Solo per alcuni capi d’imputazione la famiglia Musca è stata assolta. Gli stessi Pm - pur ribadendo la meticolosità di un’indagine lontana da quello «strabismo investigativo senza precedenti» lamentato dall’avvocato di Musca, Domenico Di Terlizzi - avevano chiesto l’assoluzione per la svalutazione delle quote di Romauto, la storica concessionaria fallita dopo il ritiro della concessione per la vendita di vetture del marchio Opel dalla General Motors. Giuseppe Musca e Susi Ghiselli dovranno anche risarcire le parti civili, liquidando provvisionali pari a 5,5 milioni per il fallimento Arca e 500mila euro ciascuna per Asa, società attiva nel campo delle partecipazioni societarie, e Romauto. Confermato anche il sequestro degli 8 appartamenti a Glorie di Bagnacavallo in favore del fallimento della concessionaria.

Le reazioni

«Chiaramente insoddisfatto della sentenza». Una reazione composta quella di Giuseppe Musca alla lettura del dispositivo. Placido, così come il suo atteggiamento durante tutto il processo, ha annunciato al termine dell’udienza l’intenzione di non arrendersi: «Ricorreremo in appello - ha precisato -, perché sosteniamo la fondatezza della nostra posizione, avvalorata dalle sentenze della Corte di Cassazione presentate dall’avvocato Domenico Di Terlizzi nell’ultima udienza».

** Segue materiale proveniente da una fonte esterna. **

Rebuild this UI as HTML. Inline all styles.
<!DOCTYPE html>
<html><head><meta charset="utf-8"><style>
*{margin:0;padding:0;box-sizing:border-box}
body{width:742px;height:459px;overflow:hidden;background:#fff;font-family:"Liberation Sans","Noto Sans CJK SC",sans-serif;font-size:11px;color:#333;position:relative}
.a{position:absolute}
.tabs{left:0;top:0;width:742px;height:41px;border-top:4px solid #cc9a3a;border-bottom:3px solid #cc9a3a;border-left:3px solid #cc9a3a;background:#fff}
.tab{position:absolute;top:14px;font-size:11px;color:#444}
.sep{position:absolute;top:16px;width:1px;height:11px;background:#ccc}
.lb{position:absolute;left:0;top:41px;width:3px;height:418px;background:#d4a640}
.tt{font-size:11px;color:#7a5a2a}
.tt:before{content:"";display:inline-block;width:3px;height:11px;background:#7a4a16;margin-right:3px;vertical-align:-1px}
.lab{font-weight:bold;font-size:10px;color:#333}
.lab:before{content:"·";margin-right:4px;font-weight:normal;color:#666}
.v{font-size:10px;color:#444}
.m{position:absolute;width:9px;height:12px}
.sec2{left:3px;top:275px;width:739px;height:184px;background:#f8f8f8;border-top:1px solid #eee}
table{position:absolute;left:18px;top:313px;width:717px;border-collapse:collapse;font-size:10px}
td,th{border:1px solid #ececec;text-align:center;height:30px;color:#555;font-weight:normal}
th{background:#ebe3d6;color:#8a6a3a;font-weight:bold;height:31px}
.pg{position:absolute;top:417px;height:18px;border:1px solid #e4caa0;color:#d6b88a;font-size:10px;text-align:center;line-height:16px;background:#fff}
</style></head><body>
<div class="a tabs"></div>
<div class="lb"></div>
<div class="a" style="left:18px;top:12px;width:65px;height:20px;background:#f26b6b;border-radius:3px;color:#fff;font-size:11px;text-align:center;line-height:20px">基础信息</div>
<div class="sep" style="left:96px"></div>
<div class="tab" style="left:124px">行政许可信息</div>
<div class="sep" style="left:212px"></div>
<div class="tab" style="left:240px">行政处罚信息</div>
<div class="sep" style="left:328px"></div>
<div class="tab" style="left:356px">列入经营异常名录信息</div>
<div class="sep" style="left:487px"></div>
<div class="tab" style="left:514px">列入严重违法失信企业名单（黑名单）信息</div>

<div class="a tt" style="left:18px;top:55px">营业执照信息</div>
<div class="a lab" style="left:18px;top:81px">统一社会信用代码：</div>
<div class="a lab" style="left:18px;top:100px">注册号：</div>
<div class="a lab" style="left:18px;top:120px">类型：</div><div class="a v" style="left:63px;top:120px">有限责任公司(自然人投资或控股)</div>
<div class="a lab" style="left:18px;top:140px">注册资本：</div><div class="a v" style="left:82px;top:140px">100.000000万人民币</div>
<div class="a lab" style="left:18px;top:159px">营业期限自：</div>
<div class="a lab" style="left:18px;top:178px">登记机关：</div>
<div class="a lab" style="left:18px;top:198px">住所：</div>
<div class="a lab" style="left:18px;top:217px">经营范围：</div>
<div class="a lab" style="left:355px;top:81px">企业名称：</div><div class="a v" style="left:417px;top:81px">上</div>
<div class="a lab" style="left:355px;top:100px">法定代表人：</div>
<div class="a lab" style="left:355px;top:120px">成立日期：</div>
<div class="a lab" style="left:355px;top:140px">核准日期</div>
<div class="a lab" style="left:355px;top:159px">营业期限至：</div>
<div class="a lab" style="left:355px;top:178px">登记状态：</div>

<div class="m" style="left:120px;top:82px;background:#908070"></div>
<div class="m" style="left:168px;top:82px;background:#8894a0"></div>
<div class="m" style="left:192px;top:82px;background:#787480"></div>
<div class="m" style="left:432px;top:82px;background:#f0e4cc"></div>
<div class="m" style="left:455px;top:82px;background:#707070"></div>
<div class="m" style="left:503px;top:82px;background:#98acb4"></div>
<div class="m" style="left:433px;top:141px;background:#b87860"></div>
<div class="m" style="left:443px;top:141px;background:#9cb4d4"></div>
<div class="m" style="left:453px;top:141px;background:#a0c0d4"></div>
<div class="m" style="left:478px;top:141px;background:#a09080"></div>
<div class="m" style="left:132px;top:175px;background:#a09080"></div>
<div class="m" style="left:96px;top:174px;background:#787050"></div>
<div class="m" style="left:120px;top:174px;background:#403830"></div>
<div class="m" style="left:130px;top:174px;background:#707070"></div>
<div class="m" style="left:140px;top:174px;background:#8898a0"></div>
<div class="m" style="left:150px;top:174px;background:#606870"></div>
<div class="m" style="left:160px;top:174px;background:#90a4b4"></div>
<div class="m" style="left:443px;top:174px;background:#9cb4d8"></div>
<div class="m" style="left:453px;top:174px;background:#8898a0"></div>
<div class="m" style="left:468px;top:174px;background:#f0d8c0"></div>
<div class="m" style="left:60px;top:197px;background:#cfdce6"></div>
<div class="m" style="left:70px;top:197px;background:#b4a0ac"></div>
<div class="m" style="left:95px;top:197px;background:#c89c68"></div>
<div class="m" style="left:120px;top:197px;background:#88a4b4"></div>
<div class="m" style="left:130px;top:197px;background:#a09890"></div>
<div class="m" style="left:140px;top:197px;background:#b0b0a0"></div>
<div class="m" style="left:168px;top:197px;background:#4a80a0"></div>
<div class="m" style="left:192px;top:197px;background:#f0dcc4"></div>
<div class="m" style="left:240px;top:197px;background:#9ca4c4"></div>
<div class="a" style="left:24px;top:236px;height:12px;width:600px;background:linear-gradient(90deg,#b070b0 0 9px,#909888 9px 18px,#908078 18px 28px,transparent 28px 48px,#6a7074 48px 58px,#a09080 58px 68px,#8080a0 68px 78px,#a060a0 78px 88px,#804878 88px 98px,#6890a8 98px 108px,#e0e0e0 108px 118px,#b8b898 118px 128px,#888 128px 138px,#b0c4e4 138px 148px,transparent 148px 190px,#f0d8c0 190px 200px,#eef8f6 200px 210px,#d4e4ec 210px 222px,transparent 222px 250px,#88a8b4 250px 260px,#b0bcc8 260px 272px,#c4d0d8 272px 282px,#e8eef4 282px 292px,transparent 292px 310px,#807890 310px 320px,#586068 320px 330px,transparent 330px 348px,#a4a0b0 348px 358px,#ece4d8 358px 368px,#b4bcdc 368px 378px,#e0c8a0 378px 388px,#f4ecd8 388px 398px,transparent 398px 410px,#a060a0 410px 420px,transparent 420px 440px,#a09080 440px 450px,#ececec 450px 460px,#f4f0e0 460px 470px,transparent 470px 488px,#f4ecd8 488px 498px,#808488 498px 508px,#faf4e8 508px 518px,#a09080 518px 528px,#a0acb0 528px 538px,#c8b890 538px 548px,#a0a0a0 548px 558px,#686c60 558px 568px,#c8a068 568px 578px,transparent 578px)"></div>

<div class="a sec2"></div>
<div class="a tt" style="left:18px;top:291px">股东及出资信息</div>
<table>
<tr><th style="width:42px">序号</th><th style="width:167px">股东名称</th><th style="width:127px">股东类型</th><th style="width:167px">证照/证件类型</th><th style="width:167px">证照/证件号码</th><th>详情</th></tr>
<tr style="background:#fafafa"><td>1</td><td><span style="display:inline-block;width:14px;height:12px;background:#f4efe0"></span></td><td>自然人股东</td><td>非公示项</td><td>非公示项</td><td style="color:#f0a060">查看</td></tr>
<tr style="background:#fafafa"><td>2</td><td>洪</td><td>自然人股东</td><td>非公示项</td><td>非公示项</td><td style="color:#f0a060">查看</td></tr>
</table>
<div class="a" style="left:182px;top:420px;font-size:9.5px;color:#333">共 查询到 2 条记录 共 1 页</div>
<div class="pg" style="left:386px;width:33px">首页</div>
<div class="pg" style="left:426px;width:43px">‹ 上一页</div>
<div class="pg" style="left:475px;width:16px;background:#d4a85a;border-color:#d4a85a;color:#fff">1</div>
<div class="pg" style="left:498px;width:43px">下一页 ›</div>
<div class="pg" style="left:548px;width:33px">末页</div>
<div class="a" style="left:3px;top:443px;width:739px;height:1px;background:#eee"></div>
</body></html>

Soddisfazione invece nel volto della difesa di Nicola Musca. L’arringa del legale Giorgio Guerra, l’ultima prima della repliche della Procura, aveva puntato sulla sua totale estraneità al “piano” ricostruito dall’accusa. Innocenza che l’avvocato ha giustificato insistendo sulla totale fiducia nei confronti del padre, «figura di grande riferimento» fin dagli anni dell’adolescenza, prima di diplomarsi ed entrare quasi immediatamente nella gestione delle strutture alberghiere del gruppo. Per il legale, Nicola Musca «è stato una pedina in mano alle operazioni del padre Giuseppe Musca». Mettendo sì firme e presenziando ad assemblee, ma sempre affiancato dal genitore e da «altre figure autorevoli», in qualità di «ultima ruota del carro». Insomma, per il difensore «la posizione di amministratore o socio non è sufficiente per delineare un profilo di responsabilità nella bancarotta per distrazione». Nei confronti del figlio dell’ex vicesindaco il pm Lucrezia Ciriello aveva sostenuto, nelle repliche, la «coscienza e volontà delle proprie azioni», eseguite alla luce di «ampi poteri e ruoli importantissimi giocati in decine di società». Ragione per cui la richiesta di condanna era arrivata a 8 anni.